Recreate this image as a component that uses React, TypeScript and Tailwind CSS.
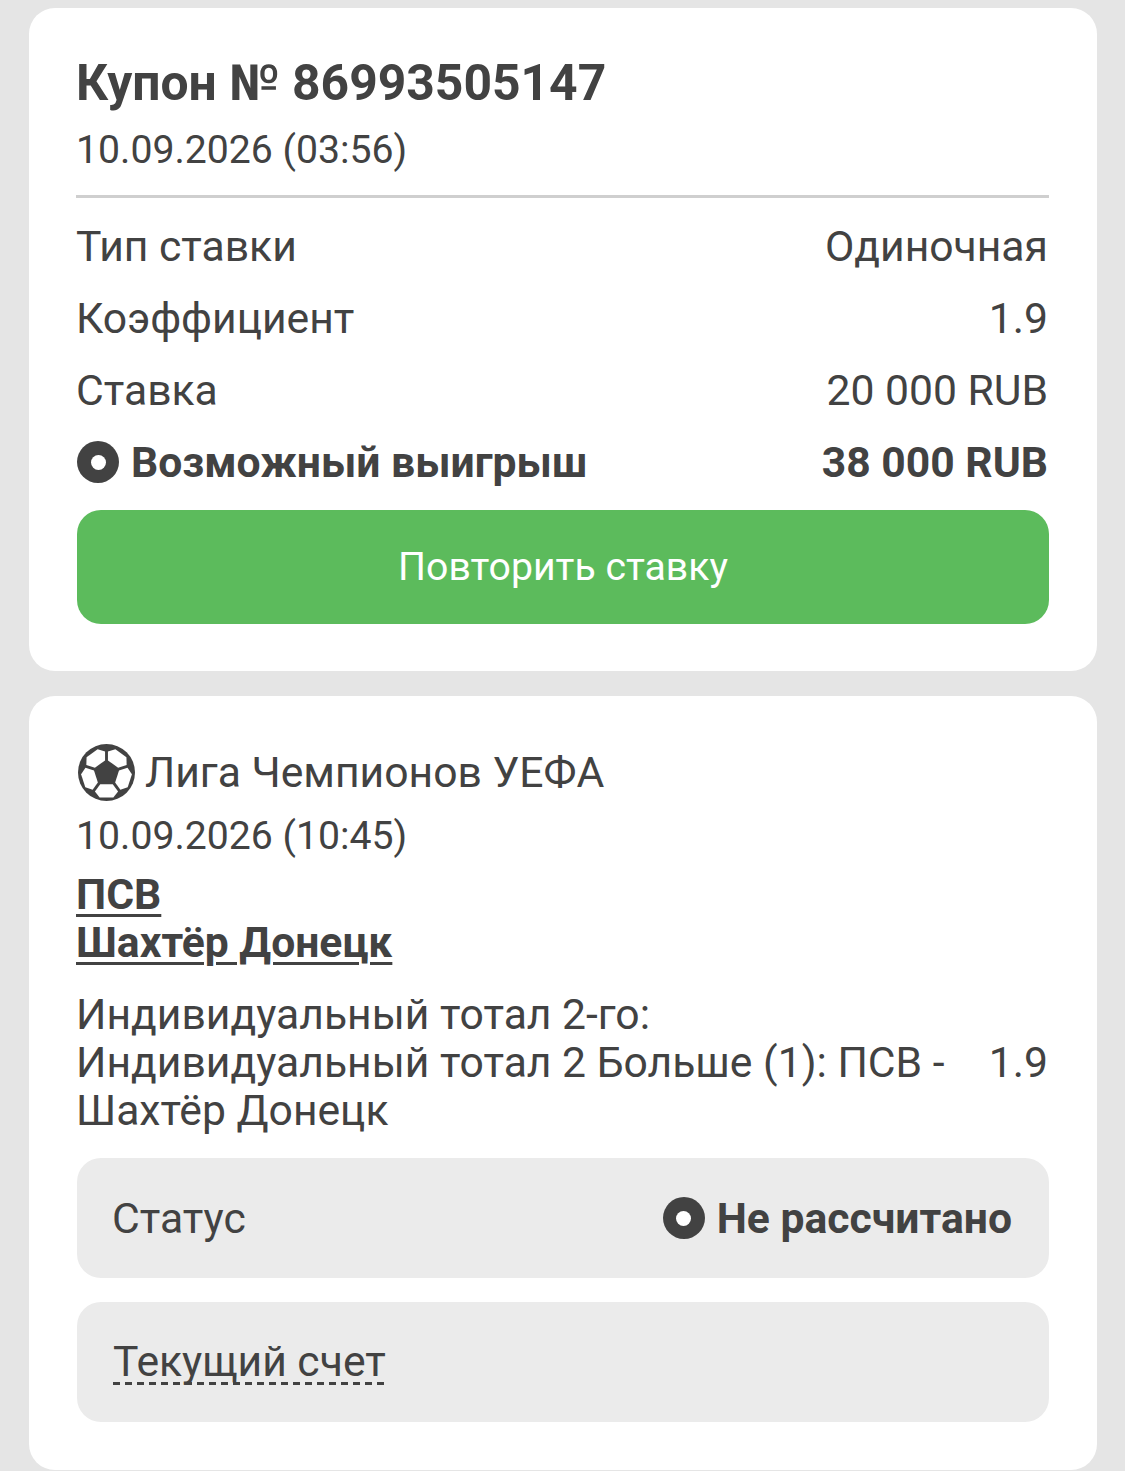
import React from "react";

const font = { fontFamily: "Roboto, sans-serif" };

const Dot = () => (
  <span className="inline-flex w-[42px] h-[42px] shrink-0 items-center justify-center rounded-full bg-[#424242]">
    <span className="w-[15px] h-[15px] rounded-full bg-white" />
  </span>
);

const Ball = () => (
  <svg width="57" height="57" viewBox="0 0 100 100" className="shrink-0 ml-[1px]">
    <circle cx="50" cy="50" r="50" fill="#424242" />
    {[36, 108, 180, 252, 324].map((a) => (
      <polygon
        key={a}
        points="39,31.5 61,31.5 70.3,18.8 62,8 38,8 29.7,18.8"
        fill="#fff"
        transform={`rotate(${a} 50 51)`}
      />
    ))}
    <polygon points="50,32 68,45 61,66.5 39,66.5 32,45" fill="#424242" />
  </svg>
);

const Row = ({ label, value }: { label: string; value: string }) => (
  <div className="flex justify-between items-center h-[72px] -ml-px pr-[1px]">
    <span>{label}</span>
    <span>{value}</span>
  </div>
);

export default function App() {
  return (
    <div style={font} className="w-[1125px] h-[1471px] overflow-hidden bg-[#e5e5e5] pl-[29px] pr-[28px] pt-[8px] text-[42.67px] leading-[48px] text-[#424242]">
      <div className="bg-white rounded-[26px] px-[48px] pt-[47px] h-[663px]">
        <h1 className="-ml-px text-[49.8px] leading-[56px] font-bold">Купон № 86993505147</h1>
        <div className="-ml-px mt-[15px] pb-[21px] border-b-[3px] border-[#cfcfcf] text-[39.2px]">10.09.2026 (03:56)</div>
        <div className="mt-[12px]">
          <Row label="Тип ставки" value="Одиночная" />
          <Row label="Коэффициент" value="1.9" />
          <Row label="Ставка" value="20 000 RUB" />
          <div className="flex justify-between items-center h-[72px] pr-[1px] font-bold">
            <span className="flex items-center gap-[12px]">
              <Dot />
              Возможный выигрыш
            </span>
            <span>38 000 RUB</span>
          </div>
        </div>
        <div className="mt-[12px] h-[114px] rounded-[24px] bg-[#5cbb5c] flex items-center justify-center text-white text-[39.2px]">
          Повторить ставку
        </div>
      </div>

      <div className="mt-[25px] bg-white rounded-[26px] px-[48px] pt-[46px] h-[774px]">
        <div className="flex items-center gap-[10px] h-[60px]">
          <Ball />
          <span>Лига Чемпионов УЕФА</span>
        </div>
        <div className="-ml-px mt-[10px] text-[39.2px]">10.09.2026 (10:45)</div>
        <div className="-ml-px mt-[10px] font-bold underline decoration-[3px] underline-offset-[5px]">
          <div>ПСВ</div>
          <div>Шахтёр Донецк</div>
        </div>
        <div className="-ml-px mt-[24px] flex justify-between pr-[1px]">
          <div className="w-[880px]">
            Индивидуальный тотал 2-го:
            <br />
            Индивидуальный тотал 2 Больше (1): ПСВ - Шахтёр Донецк
          </div>
          <div className="mt-[48px]">1.9</div>
        </div>
        <div className="mt-[24px] h-[120px] rounded-[24px] bg-[#ebebeb] pl-[35px] pr-[37px] flex items-center justify-between">
          <span>Статус</span>
          <span className="flex items-center gap-[12px] font-bold">
            <Dot />
            Не рассчитано
          </span>
        </div>
        <div className="mt-[24px] h-[120px] rounded-[24px] bg-[#ebebeb] pl-[36px] flex items-center">
          <span className="pb-[2px] leading-[44px] bg-[repeating-linear-gradient(90deg,#424242_0_7px,transparent_7px_12px)] bg-bottom bg-no-repeat bg-[length:100%_3px]">
            Текущий счет
          </span>
        </div>
      </div>
    </div>
  );
}
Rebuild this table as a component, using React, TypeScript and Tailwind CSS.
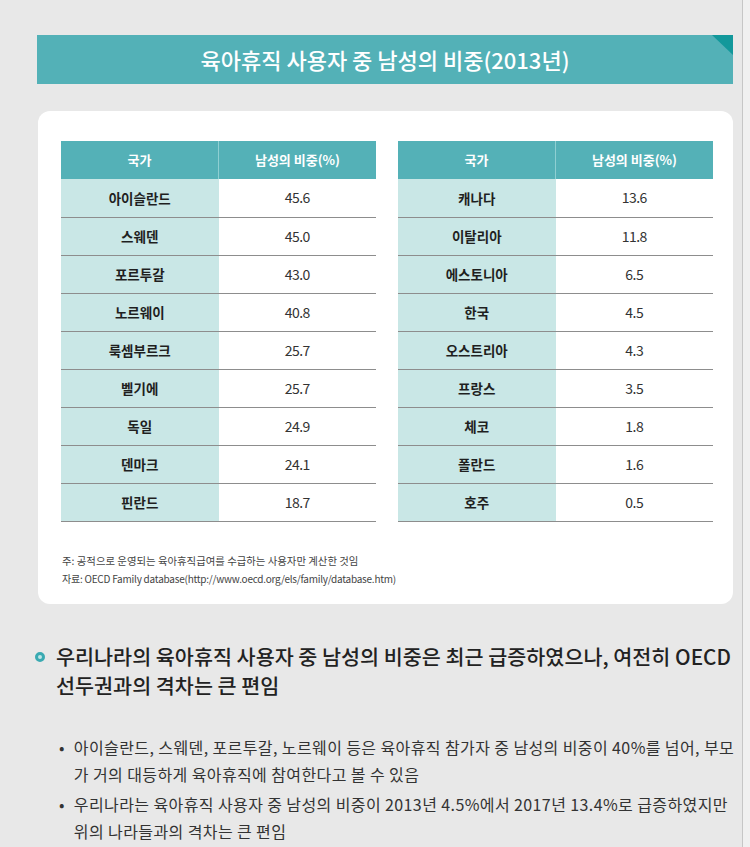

## Instruction
Copy all the records above exactly, but leave out the pictures.

## Worked answer
Recreate this image as a component that uses React, TypeScript and Tailwind CSS.
import React from "react";

const font = { fontFamily: "Roboto, sans-serif" };

const Dot = () => (
  <span className="inline-flex w-[42px] h-[42px] shrink-0 items-center justify-center rounded-full bg-[#424242]">
    <span className="w-[15px] h-[15px] rounded-full bg-white" />
  </span>
);

const Ball = () => (
  <svg width="57" height="57" viewBox="0 0 100 100" className="shrink-0 ml-[1px]">
    <circle cx="50" cy="50" r="50" fill="#424242" />
    {[36, 108, 180, 252, 324].map((a) => (
      <polygon
        key={a}
        points="39,31.5 61,31.5 70.3,18.8 62,8 38,8 29.7,18.8"
        fill="#fff"
        transform={`rotate(${a} 50 51)`}
      />
    ))}
    <polygon points="50,32 68,45 61,66.5 39,66.5 32,45" fill="#424242" />
  </svg>
);

const Row = ({ label, value }: { label: string; value: string }) => (
  <div className="flex justify-between items-center h-[72px] -ml-px pr-[1px]">
    <span>{label}</span>
    <span>{value}</span>
  </div>
);

export default function App() {
  return (
    <div style={font} className="w-[1125px] h-[1471px] overflow-hidden bg-[#e5e5e5] pl-[29px] pr-[28px] pt-[8px] text-[42.67px] leading-[48px] text-[#424242]">
      <div className="bg-white rounded-[26px] px-[48px] pt-[47px] h-[663px]">
        <h1 className="-ml-px text-[49.8px] leading-[56px] font-bold">Купон № 86993505147</h1>
        <div className="-ml-px mt-[15px] pb-[21px] border-b-[3px] border-[#cfcfcf] text-[39.2px]">10.09.2026 (03:56)</div>
        <div className="mt-[12px]">
          <Row label="Тип ставки" value="Одиночная" />
          <Row label="Коэффициент" value="1.9" />
          <Row label="Ставка" value="20 000 RUB" />
          <div className="flex justify-between items-center h-[72px] pr-[1px] font-bold">
            <span className="flex items-center gap-[12px]">
              <Dot />
              Возможный выигрыш
            </span>
            <span>38 000 RUB</span>
          </div>
        </div>
        <div className="mt-[12px] h-[114px] rounded-[24px] bg-[#5cbb5c] flex items-center justify-center text-white text-[39.2px]">
          Повторить ставку
        </div>
      </div>

      <div className="mt-[25px] bg-white rounded-[26px] px-[48px] pt-[46px] h-[774px]">
        <div className="flex items-center gap-[10px] h-[60px]">
          <Ball />
          <span>Лига Чемпионов УЕФА</span>
        </div>
        <div className="-ml-px mt-[10px] text-[39.2px]">10.09.2026 (10:45)</div>
        <div className="-ml-px mt-[10px] font-bold underline decoration-[3px] underline-offset-[5px]">
          <div>ПСВ</div>
          <div>Шахтёр Донецк</div>
        </div>
        <div className="-ml-px mt-[24px] flex justify-between pr-[1px]">
          <div className="w-[880px]">
            Индивидуальный тотал 2-го:
            <br />
            Индивидуальный тотал 2 Больше (1): ПСВ - Шахтёр Донецк
          </div>
          <div className="mt-[48px]">1.9</div>
        </div>
        <div className="mt-[24px] h-[120px] rounded-[24px] bg-[#ebebeb] pl-[35px] pr-[37px] flex items-center justify-between">
          <span>Статус</span>
          <span className="flex items-center gap-[12px] font-bold">
            <Dot />
            Не рассчитано
          </span>
        </div>
        <div className="mt-[24px] h-[120px] rounded-[24px] bg-[#ebebeb] pl-[36px] flex items-center">
          <span className="pb-[2px] leading-[44px] bg-[repeating-linear-gradient(90deg,#424242_0_7px,transparent_7px_12px)] bg-bottom bg-no-repeat bg-[length:100%_3px]">
            Текущий счет
          </span>
        </div>
      </div>
    </div>
  );
}
Rebuild this table as a component, using React, TypeScript and Tailwind CSS.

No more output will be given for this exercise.